Entrants to the Jake Adam York Prize are welcome to submit to other book prizes, including the other Milkweed Editions prizes (the Ballard Spahr Prize, the Max Ritvo Prize, and the National Poetry Series). If your manuscript wins another prize, please notify us and withdraw your manuscript from the Jake Adam York Prize.
Manuscripts can—but don’t have to—include work previously published in literary periodicals and/or chapbooks. If your manuscript includes previously published work, please include an acknowledgments page.
Final judging for the prize is anonymous. For this reason, please do not include your name or other identifying marks on the manuscript itself. (We will be able to obtain that information from Submittable, and the information will not be forwarded to the final judge.)
All entrants will receive a one-year subscription to Copper Nickel (worth $20) in exchange for a $25 reading fee, and all money raised beyond production costs for the prize will go toward paying Copper Nickel contributors.
Please note that when you submit your work to the Jake Adam York Prize you’re adding yourself to our contact list and, thus, consenting to receiving perhaps 1–2 emails per year about our book prize, subscriptions drives, etc.
Here’s the link one more time: SUBMIT.
ANNOUNCING THE WINNER OF THE 2025–26 JAKE ADAM YORK PRIZE!
Copper Nickel and Milkweed Editions are thrilled to announce that judge Patricia Smith has chosen Constant Laval Williams‘ book Elegy with Beautiful Child of the 2025–26 Jake Adam York Prize.
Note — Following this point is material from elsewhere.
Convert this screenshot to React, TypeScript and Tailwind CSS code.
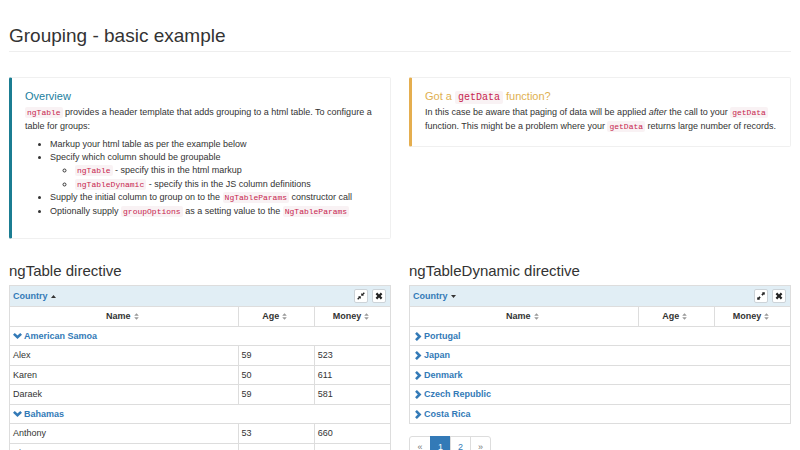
import { ReactNode } from 'react'
import clsx from 'clsx'

type Person = { name: string; age: number; money: number }
type Group = { name: string; people: Person[] }

const expandedGroups: Group[] = [
  {
    name: 'American Samoa',
    people: [
      { name: 'Alex', age: 59, money: 523 },
      { name: 'Karen', age: 50, money: 611 },
      { name: 'Daraek', age: 59, money: 581 },
    ],
  },
  {
    name: 'Bahamas',
    people: [
      { name: 'Anthony', age: 53, money: 660 },
      { name: 'Simon', age: 43, money: 675 },
    ],
  },
]

const collapsedGroups: Group[] = ['Portugal', 'Japan', 'Denmark', 'Czech Republic', 'Costa Rica'].map((name) => ({
  name,
  people: [],
}))

function Code({ children, large }: { children: ReactNode; large?: boolean }) {
  return (
    <code
      className={clsx(
        "rounded-[2px] bg-[#f9f2f4] py-px font-['Liberation_Mono',monospace] leading-none text-[#c7254e]",
        large ? 'px-[3px] text-[10px]' : 'px-[2px] text-[8px]',
      )}
    >
      {children}
    </code>
  )
}

function Callout({ title, tone, children }: { title: ReactNode; tone: 'info' | 'warning'; children: ReactNode }) {
  return (
    <section
      className={clsx(
        'self-start rounded-[2px] border border-l-3 border-[#f0f0f0] pt-[11px] pr-2 pl-[13px]',
        tone === 'info' ? 'border-l-[#1b7d92] pb-5' : 'border-l-[#e5ae4f] pb-[13px]',
      )}
    >
      <h4 className={clsx('text-[11px] leading-[14px]', tone === 'info' ? 'text-[#1b809e]' : 'text-[#e0b050]')}>
        {title}
      </h4>
      {children}
    </section>
  )
}

function SortIcon() {
  return (
    <svg className="ml-[3px] inline-block h-[7px] w-[5px]" viewBox="0 0 5 7" fill="#999" aria-hidden="true">
      <path d="M.2 2.8 2.5.2l2.3 2.6zM.2 4.2h4.6L2.5 6.8z" />
    </svg>
  )
}

function Chevron({ open }: { open: boolean }) {
  return (
    <svg
      className="h-[9px] w-[9px] shrink-0"
      viewBox="0 0 9 9"
      fill="none"
      stroke="#337ab7"
      strokeWidth="2.6"
      aria-hidden="true"
    >
      <path d={open ? 'M.9 1.9 4.5 5.3 8.1 1.9' : 'M3 .9 6.6 4.5 3 8.1'} />
    </svg>
  )
}

function ToolButton({ label, path }: { label: string; path: string }) {
  return (
    <button
      type="button"
      aria-label={label}
      className="flex size-[14px] items-center justify-center rounded-[2px] border border-[#ccd3d8] bg-white"
    >
      <svg className="size-2" viewBox="0 0 8 8" fill="#222" aria-hidden="true">
        <path d={path} />
      </svg>
    </button>
  )
}

const compressPath = 'M4.2 3.8V1l.9.9L6.8.2l1 1L6.1 2.9l.9.9zM3.8 4.2V7l-.9-.9-1.7 1.7-1-1 1.7-1.7-.9-.9z'
const expandPath = 'M7.8.2v2.9L7 2.3 5.6 3.7l-1.3-1.3L5.7 1 4.9.2zM.2 7.8V4.9l.8.8 1.4-1.4 1.3 1.3L2.3 7l.8.8z'
const closePath = 'M2.2.6 4 2.4 5.8.6l1.6 1.6L5.6 4l1.8 1.8-1.6 1.6L4 5.6 2.2 7.4.6 5.8 2.4 4 .6 2.2z'

function GroupedTable({ groups, open }: { groups: Group[]; open: boolean }) {
  const row = 'h-[19px] even:h-5'
  const cell = 'border border-[#ddd] px-[3px] py-0'

  return (
    <table className="w-full table-fixed border-collapse border border-[#ddd] text-[9px] leading-[13px]">
      <colgroup>
        <col className="w-3/5" />
        <col className="w-1/5" />
        <col className="w-1/5" />
      </colgroup>
      <thead>
        <tr className="h-[21px] bg-[#e1eef5]">
          <th colSpan={3} className={cell}>
            <div className="flex items-center gap-1 pr-px">
              <a href="#country" className="mr-auto flex items-center gap-[3px] text-[#337ab7]">
                Country
                <svg className="h-[3px] w-[5px]" viewBox="0 0 5 3" fill="#333" aria-hidden="true">
                  <path d={open ? 'M0 3 2.5 0 5 3z' : 'M0 0h5L2.5 3z'} />
                </svg>
              </a>
              <ToolButton label={open ? 'Collapse groups' : 'Expand groups'} path={open ? compressPath : expandPath} />
              <ToolButton label="Remove grouping" path={closePath} />
            </div>
          </th>
        </tr>
        <tr className="h-5">
          {['Name', 'Age', 'Money'].map((title) => (
            <th key={title} className="border border-[#ddd] py-0 pr-1.5 pl-[3px] text-center">
              {title}
              <SortIcon />
            </th>
          ))}
        </tr>
      </thead>
      <tbody>
        {groups.flatMap((group) => [
          <tr key={group.name} className={row}>
            <td colSpan={3} className={cell}>
              <a href="#group" className="flex items-center gap-[2px] font-bold text-[#337ab7]">
                <Chevron open={open} />
                {group.name}
              </a>
            </td>
          </tr>,
          ...group.people.map((person) => (
            <tr key={person.name} className={row}>
              <td className={cell}>{person.name}</td>
              <td className={cell}>{person.age}</td>
              <td className={cell}>{person.money}</td>
            </tr>
          )),
        ])}
      </tbody>
    </table>
  )
}

function Pagination() {
  return (
    <nav aria-label="Pages" className="mt-[12px] flex text-[9px] leading-[13px]">
      {['«', '1', '2', '»'].map((label) => (
        <a
          key={label}
          href="#page"
          className={clsx(
            '-ml-px flex h-[22px] w-[21px] items-center justify-center border first:ml-0 first:w-[22px] first:rounded-l-[3px] last:rounded-r-[3px]',
            label === '1' && 'border-[#337ab7] bg-[#337ab7] text-white',
            label === '2' && 'border-[#ddd] text-[#337ab7]',
            (label === '«' || label === '»') && 'border-[#ddd] text-[#777]',
          )}
        >
          {label}
        </a>
      ))}
    </nav>
  )
}

export default function App() {
  return (
    <main className="h-screen overflow-hidden bg-white px-[9px] pt-6 font-['Liberation_Sans',Arial,sans-serif] text-[9px] leading-[14px] text-[#333]">
      <h1 className="border-b border-[#eee] pb-1 text-[19px] leading-[23px]">Grouping - basic example</h1>

      <div className="mt-[25px] grid grid-cols-2 gap-x-[18px]">
        <Callout title="Overview" tone="info">
          <p className="mt-[2px]">
            <Code>ngTable</Code> provides a header template that adds grouping to a html table. To configure a table for
            groups:
          </p>
          <ul className="mt-[5px] list-disc pl-[25px] leading-[13px]">
            <li>Markup your html table as per the example below</li>
            <li>
              Specify which column should be groupable
              <ul className="list-[circle] pl-[25px]">
                <li>
                  <Code>ngTable</Code> - specify this in the html markup
                </li>
                <li className="leading-[14px]">
                  <Code>ngTableDynamic</Code> - specify this in the JS column definitions
                </li>
              </ul>
            </li>
            <li>
              Supply the initial column to group on to the <Code>NgTableParams</Code> constructor call
            </li>
            <li className="leading-[14px]">
              Optionally supply <Code>groupOptions</Code> as a setting value to the <Code>NgTableParams</Code>
            </li>
          </ul>
        </Callout>

        <Callout
          title={
            <>
              Got a <Code large>getData</Code> function?
            </>
          }
          tone="warning"
        >
          <p className="mt-[2px]">
            In this case be aware that paging of data will be applied <em>after</em> the call to your{' '}
            <Code>getData</Code> function. This might be a problem where your <Code>getData</Code> returns large number
            of records.
          </p>
        </Callout>
      </div>

      <div className="mt-[23px] grid grid-cols-2 gap-x-[18px]">
        <section>
          <h3 className="mb-1.5 text-[15px] leading-[17px]">ngTable directive</h3>
          <GroupedTable groups={expandedGroups} open />
        </section>
        <section>
          <h3 className="mb-1.5 text-[15px] leading-[17px]">ngTableDynamic directive</h3>
          <GroupedTable groups={collapsedGroups} open={false} />
          <Pagination />
        </section>
      </div>
    </main>
  )
}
Elegy with Beautiful Child will be published by Milkweed Editions in January, 2027, and Williams will receive $2,000.
Constant Laval Williams received the Beau J. Boudreaux Poetry Award at the University of Southern California and holds an MFA from the Iowa Writers’ Workshop. He volunteers as a senior reader for Ploughshares, and his poems appear in The Adroit Journal, Blackbird, Lana Turner, Prairie Schooner, and elsewhere. He lives in Los Angeles.
In choosing Williams’ book, Patricia Smith says: “‘What a joy to have anything at all,’ writes Constant Laval Williams in this raw and utterly sparkling debut, an instruction manual on all the best ways to claw through grit towards whatever shines. What struck me most about Elegy with Beautiful Child is how much we need it. Everywhere we turn waits the lip of an abyss, hundreds of ways to shatter, a numbing news update, a tangling of shadows. Language now lies to us so often, and with such skill. But in these stark, revelatory poems, we’re urged to remember the perseverance of light that’s sometimes muted, but never dims to nothing. Beauty will never abandon us to hurt. Or as the poet says ‘. . . a hornet nest is still a kind of cathedral.’”
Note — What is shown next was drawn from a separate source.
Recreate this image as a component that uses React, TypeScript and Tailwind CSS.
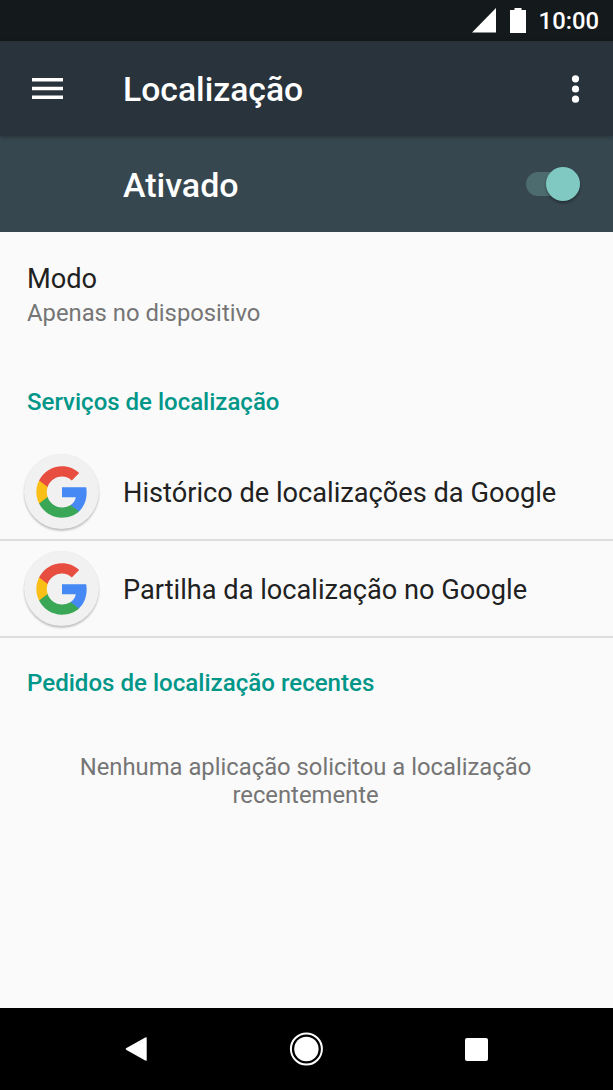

There were 982 manuscripts submitted to the prize this year, which our screeners narrowed to 20 finalists and eight semifinalists. It’s our opinion that every one of these manuscripts is outstanding and eminently publishable.
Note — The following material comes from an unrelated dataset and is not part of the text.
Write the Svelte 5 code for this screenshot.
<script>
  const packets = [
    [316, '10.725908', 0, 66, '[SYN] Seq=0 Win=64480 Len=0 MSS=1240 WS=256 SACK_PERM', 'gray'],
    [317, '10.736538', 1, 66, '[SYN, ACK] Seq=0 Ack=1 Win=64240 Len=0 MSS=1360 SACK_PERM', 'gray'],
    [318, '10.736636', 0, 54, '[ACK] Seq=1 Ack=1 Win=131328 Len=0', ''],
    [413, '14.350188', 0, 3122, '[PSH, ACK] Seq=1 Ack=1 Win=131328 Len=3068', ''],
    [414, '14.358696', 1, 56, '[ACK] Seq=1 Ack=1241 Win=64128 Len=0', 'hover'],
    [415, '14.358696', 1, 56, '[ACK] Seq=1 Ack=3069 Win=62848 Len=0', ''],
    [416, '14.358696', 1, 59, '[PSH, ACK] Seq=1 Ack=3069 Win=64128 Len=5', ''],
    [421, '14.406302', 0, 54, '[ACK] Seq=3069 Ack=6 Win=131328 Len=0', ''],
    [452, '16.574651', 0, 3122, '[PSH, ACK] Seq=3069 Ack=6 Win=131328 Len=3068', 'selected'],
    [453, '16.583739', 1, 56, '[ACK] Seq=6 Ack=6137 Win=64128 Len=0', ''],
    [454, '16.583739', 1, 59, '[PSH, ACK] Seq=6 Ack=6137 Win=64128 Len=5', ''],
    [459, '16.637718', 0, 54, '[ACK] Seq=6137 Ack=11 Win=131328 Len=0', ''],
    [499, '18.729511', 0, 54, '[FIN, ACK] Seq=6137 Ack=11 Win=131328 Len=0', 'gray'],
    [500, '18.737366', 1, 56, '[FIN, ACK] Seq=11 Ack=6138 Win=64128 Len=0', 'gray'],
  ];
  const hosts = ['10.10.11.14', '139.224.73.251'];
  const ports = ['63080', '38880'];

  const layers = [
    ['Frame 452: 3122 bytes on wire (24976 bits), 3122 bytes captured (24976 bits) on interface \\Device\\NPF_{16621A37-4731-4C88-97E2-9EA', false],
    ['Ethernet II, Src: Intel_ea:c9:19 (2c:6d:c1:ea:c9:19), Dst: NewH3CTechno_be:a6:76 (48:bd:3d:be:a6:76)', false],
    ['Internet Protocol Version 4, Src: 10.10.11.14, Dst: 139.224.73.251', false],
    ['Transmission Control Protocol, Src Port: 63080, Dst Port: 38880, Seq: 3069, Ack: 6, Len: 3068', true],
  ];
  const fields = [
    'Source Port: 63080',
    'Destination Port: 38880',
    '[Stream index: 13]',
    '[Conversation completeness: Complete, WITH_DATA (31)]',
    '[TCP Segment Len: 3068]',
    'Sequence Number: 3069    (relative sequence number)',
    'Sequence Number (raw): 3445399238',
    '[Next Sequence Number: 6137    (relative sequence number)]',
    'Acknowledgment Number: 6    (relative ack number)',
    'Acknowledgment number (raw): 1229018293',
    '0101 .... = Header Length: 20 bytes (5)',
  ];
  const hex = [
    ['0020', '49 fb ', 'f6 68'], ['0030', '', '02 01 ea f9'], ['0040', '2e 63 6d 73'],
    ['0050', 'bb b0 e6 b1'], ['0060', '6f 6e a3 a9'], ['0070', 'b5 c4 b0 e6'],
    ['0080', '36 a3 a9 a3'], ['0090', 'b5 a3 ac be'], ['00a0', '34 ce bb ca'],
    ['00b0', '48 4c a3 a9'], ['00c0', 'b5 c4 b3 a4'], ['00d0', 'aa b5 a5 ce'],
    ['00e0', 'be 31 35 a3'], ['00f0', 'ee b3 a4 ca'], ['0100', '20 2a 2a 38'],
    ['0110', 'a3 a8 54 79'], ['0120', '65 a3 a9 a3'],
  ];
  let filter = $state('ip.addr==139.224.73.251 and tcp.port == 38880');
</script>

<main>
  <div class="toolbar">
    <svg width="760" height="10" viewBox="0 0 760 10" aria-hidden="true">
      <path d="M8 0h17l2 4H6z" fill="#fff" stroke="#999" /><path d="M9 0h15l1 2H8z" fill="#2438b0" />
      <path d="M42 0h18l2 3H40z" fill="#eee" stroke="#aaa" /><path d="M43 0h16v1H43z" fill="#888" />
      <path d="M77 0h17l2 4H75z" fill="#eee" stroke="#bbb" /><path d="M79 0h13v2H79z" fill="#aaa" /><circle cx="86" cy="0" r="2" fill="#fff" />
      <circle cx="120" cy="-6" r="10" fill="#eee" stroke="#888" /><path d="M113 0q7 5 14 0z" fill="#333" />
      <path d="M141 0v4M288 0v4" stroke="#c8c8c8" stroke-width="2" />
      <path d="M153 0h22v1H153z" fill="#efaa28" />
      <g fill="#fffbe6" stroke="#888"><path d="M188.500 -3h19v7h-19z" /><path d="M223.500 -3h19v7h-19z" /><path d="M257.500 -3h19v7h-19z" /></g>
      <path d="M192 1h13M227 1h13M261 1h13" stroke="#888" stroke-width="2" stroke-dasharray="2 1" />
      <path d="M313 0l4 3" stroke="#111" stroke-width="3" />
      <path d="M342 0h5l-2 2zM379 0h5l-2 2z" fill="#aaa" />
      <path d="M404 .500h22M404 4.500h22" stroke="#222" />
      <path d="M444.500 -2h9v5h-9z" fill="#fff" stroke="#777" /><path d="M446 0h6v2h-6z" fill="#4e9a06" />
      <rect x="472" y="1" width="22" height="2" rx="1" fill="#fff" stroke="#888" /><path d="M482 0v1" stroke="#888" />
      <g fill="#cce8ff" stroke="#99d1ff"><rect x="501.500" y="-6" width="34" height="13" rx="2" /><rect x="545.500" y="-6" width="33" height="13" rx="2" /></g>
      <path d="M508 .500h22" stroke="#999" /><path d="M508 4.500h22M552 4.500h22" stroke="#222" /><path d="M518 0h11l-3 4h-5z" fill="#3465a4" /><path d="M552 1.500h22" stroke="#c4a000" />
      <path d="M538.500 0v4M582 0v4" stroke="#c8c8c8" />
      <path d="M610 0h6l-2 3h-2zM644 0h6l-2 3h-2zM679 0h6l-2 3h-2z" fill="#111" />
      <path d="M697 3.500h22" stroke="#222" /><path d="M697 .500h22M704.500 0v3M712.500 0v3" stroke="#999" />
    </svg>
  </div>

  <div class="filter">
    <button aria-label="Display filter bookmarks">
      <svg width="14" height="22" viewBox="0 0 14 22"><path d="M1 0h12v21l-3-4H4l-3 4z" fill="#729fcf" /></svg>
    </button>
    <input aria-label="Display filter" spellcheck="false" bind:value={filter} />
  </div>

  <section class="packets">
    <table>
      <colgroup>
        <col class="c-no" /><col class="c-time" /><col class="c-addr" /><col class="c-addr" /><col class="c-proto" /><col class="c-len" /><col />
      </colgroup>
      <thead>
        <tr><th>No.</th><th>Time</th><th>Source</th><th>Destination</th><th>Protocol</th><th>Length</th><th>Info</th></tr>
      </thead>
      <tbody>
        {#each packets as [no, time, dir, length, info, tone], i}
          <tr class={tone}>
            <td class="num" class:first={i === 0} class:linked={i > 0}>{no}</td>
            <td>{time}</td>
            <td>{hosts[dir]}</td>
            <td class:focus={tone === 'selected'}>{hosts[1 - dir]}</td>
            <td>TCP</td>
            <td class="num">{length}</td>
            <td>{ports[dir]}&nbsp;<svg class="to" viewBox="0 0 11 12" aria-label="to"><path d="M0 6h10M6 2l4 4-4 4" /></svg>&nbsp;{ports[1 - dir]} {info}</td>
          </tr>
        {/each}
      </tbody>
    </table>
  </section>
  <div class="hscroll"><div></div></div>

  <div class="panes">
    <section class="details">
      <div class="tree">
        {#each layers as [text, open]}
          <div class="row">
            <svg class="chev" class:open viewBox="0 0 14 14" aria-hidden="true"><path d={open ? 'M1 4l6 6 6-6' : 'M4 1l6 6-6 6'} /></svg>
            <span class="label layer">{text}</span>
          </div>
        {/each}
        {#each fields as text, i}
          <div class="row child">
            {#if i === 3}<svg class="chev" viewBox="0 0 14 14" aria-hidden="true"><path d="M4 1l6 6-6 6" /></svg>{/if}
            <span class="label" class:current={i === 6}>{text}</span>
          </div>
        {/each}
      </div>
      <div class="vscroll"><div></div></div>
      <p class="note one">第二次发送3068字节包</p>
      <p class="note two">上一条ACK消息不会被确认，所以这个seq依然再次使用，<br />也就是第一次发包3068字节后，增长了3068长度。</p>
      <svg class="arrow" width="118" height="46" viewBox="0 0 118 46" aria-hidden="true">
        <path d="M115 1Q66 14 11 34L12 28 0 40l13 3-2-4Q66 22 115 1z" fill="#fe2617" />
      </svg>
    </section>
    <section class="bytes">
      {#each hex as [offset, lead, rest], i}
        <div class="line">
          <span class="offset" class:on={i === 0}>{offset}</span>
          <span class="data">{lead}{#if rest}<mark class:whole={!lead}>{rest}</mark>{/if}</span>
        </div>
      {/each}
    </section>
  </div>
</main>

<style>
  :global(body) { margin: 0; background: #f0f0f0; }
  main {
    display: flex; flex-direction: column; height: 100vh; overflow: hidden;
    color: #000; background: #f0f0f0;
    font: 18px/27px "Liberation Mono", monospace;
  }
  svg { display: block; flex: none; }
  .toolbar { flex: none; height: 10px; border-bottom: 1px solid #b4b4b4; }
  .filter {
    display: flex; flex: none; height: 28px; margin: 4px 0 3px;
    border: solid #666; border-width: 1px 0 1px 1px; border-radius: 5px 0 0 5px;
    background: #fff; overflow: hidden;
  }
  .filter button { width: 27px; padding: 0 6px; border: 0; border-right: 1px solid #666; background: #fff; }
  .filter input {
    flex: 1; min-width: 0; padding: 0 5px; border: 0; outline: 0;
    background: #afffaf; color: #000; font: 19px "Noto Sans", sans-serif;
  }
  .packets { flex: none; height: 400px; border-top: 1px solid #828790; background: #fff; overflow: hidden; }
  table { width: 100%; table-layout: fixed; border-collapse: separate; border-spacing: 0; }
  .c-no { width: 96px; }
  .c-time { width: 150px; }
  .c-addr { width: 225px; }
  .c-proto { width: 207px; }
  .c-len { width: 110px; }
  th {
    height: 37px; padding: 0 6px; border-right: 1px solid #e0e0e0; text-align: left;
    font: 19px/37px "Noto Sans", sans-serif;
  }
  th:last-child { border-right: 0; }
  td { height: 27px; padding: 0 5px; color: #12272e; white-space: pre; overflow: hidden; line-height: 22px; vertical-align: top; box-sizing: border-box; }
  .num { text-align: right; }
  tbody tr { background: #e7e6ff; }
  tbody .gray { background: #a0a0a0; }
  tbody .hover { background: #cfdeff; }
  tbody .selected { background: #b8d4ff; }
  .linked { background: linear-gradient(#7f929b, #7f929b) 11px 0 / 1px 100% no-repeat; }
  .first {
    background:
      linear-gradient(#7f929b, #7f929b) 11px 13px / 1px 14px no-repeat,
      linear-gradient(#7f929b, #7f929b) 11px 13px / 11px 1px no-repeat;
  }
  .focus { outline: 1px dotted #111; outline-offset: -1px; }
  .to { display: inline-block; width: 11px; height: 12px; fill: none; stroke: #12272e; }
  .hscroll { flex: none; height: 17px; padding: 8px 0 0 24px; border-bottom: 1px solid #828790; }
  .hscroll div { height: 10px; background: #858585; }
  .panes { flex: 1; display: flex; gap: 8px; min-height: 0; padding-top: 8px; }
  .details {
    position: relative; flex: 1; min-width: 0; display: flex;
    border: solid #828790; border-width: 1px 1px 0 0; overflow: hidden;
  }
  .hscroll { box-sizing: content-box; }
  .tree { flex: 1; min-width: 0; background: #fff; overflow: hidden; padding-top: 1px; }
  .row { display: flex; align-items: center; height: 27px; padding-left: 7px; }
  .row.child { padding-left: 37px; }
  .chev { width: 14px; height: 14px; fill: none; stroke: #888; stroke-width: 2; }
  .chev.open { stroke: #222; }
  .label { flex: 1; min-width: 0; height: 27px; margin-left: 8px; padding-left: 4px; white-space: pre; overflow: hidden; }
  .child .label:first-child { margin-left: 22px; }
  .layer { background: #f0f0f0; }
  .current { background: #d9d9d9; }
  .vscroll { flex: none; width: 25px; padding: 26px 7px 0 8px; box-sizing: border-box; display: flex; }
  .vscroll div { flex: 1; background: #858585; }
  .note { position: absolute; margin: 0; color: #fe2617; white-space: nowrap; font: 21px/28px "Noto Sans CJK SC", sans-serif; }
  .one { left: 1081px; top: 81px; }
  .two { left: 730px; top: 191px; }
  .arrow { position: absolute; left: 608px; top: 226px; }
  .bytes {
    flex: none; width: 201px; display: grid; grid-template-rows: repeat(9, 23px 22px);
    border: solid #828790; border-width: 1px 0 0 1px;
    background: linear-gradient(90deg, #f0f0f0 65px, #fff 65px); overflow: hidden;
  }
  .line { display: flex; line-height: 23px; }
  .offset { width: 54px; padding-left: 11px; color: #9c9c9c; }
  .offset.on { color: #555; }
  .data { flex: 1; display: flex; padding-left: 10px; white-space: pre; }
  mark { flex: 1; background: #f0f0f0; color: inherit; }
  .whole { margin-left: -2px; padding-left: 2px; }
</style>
In addition to naming Williams’ manuscript as the winner, Ms. Smith singled out a runner-up manuscript and two honorable mentions.
The runner up was:
Carrie Johnson, What Survives Is the Work
The honorable mentions were:
Jackie Sabbagh, Love and Transphobia
A. Nicole Sessions, Nine Drops of Turpentine
The other finalists were:
Joshua Boettiger, Six Gestures
Sophia Chong, An Alias of I
Paul Christiansen, River Octopus
Katie Condon, I <3 Dick
Thomas Dooley, not ghost but man
Morgan English, The Field the World
Gabriel Fine, Cartography of Blue
Stephanie Glazier, Of Fish & Country
Siew Hii, Florida Is a Place on Earth
Sarah Maria Medina, To Witness Is to Carry
Lenna Mendoza, As Lightning
Stacy Boe Miller, I Sharpen My Teeth
Jarrett Moseley, Rehumanization Litany
Sam Ross, All Hours
Addie Tsai, Foreign Familiar
Alice White, Between a Dog and a Wolf
And the semi-finalists were:
Imani Christopher, Altar Girl
Sara Femenella, Obedient Daughter
Leah Naomi Green, This Time
Michael Martin, Magnet
Caroline New, The She-Hound Sings
Ugochokwu Okpara, Excarnation
Troy Osaki, Block 13-1-E
Em Setzer, Show Pony
Max Seifert, Men’s Room
Brock Storey, No Night So Dark
And since screeners do essential—if too often unsung—evaluative work narrowing the field of entrants, we think it’s important to note each year who our screeners are (both to say thank you and in the interest of transparency). This year’s screeners were:
Brian Barker, author of Vanishing Acts
Nicky Beer, author of Real Phonies and Genuine Fakes
Steven Espada Dawson, author of Late to the Search Party
Ángel García, author of Indifferent Cities
Carolina Hotchandani, author of The Book Eaters
K. Iver, author of Short Film Starring My Beloved’s Red Bronco
Brionne Janae, author of Because You Were Mine
Michael Kleber-Diggs, author of Worldly Things
Jennifer Loyd, author of Ghost in the Archive
Matthew Tuckner, author of The Decline and Fall of the Roman Empire
Finally, we want to mention something briefly about our process: Since a number of entrants had previously published in Copper Nickel, and since other entrants knew one or more of our screeners on a personal level, we were sure to pass the manuscripts among the screeners until no one was tasked with screening work by anyone she had published or with whom she had a personal relationship. We believe strongly in running an ethical contest, and we work hard to ensure that we continue to do so.